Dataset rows

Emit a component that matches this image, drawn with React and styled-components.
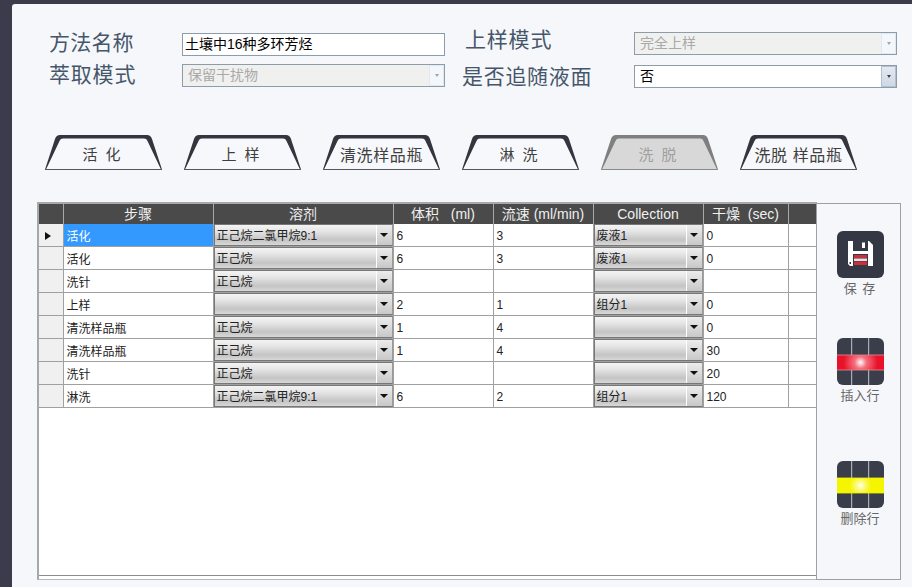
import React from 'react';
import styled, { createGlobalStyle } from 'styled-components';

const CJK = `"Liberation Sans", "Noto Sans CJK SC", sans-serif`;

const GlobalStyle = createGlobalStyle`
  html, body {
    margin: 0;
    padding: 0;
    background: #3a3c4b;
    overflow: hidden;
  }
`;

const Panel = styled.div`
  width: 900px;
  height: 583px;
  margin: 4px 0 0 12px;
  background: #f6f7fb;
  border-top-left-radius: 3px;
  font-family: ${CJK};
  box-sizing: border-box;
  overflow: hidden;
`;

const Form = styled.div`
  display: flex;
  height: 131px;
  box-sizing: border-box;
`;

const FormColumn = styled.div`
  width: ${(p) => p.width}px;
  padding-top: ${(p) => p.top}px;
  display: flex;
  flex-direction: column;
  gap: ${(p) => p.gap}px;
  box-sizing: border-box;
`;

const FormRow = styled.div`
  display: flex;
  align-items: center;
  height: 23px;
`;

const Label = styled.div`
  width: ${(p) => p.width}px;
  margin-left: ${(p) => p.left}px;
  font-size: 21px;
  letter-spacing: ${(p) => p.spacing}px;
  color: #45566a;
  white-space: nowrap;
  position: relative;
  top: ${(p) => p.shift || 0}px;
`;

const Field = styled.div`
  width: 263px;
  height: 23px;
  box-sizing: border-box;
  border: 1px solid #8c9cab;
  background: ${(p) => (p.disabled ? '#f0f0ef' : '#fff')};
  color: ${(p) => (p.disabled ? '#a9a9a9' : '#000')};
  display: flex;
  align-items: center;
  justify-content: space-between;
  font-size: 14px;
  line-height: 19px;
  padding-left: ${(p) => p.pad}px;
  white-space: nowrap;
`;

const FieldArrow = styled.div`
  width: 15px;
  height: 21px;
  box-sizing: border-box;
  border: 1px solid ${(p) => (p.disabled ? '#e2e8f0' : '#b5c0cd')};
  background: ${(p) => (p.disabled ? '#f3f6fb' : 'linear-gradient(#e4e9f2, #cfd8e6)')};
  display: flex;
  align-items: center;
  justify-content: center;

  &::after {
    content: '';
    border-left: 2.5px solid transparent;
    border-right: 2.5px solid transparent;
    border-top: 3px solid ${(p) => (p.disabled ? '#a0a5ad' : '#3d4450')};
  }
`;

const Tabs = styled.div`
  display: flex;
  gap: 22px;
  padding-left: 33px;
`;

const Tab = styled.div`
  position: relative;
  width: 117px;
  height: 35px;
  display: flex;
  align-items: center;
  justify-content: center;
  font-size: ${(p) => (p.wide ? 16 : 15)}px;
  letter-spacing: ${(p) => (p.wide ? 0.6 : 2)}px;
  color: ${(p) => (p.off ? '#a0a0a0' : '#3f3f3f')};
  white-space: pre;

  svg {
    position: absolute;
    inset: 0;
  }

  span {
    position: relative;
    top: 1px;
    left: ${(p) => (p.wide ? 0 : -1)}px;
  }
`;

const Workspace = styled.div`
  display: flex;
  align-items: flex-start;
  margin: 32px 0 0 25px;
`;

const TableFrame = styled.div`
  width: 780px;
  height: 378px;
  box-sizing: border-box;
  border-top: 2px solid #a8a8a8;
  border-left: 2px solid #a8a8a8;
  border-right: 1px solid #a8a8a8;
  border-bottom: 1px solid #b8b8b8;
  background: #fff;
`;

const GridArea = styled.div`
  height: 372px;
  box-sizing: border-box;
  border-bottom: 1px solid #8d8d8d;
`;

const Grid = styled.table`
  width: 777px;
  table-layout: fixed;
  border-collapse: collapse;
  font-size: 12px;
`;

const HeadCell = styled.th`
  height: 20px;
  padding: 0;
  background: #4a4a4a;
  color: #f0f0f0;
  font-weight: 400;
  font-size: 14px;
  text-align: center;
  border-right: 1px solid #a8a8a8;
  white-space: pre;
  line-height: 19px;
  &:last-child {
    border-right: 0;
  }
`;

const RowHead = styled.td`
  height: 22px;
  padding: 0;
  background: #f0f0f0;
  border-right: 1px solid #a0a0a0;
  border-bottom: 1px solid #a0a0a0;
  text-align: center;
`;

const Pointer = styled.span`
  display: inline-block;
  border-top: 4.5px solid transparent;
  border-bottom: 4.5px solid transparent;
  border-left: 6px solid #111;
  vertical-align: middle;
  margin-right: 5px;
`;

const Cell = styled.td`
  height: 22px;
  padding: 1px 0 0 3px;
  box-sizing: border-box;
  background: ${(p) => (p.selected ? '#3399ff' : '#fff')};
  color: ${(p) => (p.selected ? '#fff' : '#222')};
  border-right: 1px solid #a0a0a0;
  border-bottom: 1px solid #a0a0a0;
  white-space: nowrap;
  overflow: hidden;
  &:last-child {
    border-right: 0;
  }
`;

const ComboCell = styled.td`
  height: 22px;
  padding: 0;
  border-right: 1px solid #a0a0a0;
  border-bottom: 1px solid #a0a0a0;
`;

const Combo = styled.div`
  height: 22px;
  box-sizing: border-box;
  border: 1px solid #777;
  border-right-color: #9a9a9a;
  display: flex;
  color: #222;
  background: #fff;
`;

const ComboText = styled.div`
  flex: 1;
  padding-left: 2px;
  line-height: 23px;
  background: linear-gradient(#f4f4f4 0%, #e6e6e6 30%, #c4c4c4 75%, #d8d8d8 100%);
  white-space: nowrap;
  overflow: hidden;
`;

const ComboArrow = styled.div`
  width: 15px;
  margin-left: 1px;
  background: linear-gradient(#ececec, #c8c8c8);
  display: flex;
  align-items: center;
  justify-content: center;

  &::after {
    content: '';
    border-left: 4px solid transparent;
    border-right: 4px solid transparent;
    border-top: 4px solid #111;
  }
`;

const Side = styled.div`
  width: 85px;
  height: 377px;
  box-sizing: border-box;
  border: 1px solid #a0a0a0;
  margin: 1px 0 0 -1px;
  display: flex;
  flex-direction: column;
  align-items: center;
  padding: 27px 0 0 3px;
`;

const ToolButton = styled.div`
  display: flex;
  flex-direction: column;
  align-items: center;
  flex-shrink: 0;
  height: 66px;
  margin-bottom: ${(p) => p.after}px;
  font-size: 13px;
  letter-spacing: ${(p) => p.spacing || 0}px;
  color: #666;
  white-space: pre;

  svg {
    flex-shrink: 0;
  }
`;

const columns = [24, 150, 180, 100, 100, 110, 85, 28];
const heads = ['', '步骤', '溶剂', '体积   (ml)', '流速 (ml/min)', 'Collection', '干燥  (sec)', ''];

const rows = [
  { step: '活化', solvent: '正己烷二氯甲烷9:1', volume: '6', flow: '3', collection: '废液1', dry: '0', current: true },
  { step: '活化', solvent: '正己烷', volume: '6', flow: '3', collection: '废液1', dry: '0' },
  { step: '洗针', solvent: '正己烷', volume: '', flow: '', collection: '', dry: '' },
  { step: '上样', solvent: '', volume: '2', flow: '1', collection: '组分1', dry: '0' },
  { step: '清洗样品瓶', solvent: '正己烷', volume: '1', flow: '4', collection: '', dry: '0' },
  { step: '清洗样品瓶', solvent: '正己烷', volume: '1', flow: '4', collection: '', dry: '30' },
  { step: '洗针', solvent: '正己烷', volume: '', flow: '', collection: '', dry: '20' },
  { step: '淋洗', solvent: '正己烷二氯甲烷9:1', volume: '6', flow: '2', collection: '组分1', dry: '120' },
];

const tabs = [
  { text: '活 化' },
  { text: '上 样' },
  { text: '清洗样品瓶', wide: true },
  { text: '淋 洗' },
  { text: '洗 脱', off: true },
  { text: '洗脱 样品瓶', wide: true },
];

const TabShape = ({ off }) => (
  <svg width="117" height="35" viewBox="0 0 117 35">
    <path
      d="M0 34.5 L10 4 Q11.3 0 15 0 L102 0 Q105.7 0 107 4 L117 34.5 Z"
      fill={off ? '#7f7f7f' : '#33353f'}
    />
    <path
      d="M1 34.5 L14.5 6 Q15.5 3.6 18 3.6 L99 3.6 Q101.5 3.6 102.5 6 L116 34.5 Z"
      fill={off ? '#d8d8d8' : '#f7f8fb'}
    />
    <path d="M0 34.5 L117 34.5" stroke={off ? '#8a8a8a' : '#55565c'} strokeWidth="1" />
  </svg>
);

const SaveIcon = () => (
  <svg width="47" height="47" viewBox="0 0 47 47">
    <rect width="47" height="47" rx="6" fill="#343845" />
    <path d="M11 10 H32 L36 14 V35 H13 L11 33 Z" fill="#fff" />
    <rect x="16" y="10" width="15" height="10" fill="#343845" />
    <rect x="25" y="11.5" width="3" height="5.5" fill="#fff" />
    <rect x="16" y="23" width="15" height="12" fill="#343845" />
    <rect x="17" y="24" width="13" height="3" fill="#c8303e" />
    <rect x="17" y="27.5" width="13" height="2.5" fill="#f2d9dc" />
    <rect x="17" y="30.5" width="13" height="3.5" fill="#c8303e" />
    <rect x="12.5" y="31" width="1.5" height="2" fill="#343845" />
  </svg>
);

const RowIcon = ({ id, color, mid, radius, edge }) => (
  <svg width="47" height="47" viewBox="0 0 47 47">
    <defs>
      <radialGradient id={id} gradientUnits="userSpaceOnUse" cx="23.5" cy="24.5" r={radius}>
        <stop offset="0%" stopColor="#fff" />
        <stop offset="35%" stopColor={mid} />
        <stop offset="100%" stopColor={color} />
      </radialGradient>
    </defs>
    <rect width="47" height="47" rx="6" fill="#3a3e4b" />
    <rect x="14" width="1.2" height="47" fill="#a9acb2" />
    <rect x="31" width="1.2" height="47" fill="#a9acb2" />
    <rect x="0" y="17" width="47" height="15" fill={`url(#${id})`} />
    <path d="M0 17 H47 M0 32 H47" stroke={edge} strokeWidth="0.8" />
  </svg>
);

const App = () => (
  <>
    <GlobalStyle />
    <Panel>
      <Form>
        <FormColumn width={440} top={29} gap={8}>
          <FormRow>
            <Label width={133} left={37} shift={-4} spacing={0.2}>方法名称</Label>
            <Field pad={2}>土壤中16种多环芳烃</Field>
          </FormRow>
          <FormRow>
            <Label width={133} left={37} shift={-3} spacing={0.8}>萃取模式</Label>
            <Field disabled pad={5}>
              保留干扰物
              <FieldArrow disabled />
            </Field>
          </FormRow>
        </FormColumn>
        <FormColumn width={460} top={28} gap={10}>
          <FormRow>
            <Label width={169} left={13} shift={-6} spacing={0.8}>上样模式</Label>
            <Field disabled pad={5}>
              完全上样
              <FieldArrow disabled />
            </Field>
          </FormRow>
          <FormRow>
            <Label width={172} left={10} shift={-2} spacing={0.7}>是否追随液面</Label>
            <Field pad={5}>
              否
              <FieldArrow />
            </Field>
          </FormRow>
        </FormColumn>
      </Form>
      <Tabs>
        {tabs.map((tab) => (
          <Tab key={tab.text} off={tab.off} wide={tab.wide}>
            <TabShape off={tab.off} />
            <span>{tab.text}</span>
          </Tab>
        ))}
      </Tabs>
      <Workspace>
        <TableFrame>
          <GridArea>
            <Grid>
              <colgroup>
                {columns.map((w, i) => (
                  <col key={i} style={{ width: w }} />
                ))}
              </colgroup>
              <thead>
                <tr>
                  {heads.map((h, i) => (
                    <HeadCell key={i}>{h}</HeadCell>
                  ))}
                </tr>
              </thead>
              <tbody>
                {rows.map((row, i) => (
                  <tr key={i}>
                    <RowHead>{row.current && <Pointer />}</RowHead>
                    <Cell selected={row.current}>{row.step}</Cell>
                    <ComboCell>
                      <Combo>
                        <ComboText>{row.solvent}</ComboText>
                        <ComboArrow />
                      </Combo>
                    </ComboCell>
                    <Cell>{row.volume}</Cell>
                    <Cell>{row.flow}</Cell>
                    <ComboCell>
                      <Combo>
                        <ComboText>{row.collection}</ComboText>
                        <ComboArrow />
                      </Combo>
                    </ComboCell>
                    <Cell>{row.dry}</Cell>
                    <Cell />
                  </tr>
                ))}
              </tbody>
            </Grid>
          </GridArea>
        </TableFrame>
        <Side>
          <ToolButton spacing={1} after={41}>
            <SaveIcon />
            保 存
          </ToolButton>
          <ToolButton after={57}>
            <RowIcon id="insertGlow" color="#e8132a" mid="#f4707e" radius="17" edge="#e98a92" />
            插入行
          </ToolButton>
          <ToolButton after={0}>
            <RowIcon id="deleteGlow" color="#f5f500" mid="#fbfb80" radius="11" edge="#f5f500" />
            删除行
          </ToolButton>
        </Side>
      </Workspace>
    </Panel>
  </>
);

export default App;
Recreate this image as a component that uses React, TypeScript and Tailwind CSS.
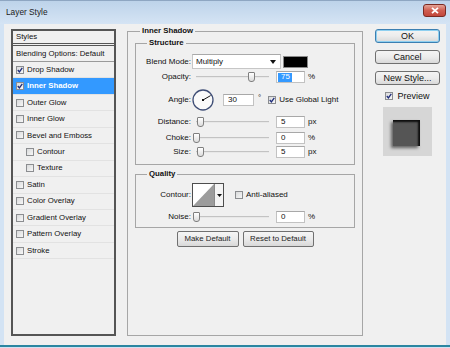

— TASK GOAL —
Report how many lines of the data hold the string "image"; give only the number.

— OUTPUT OF THE EXERCISE —
2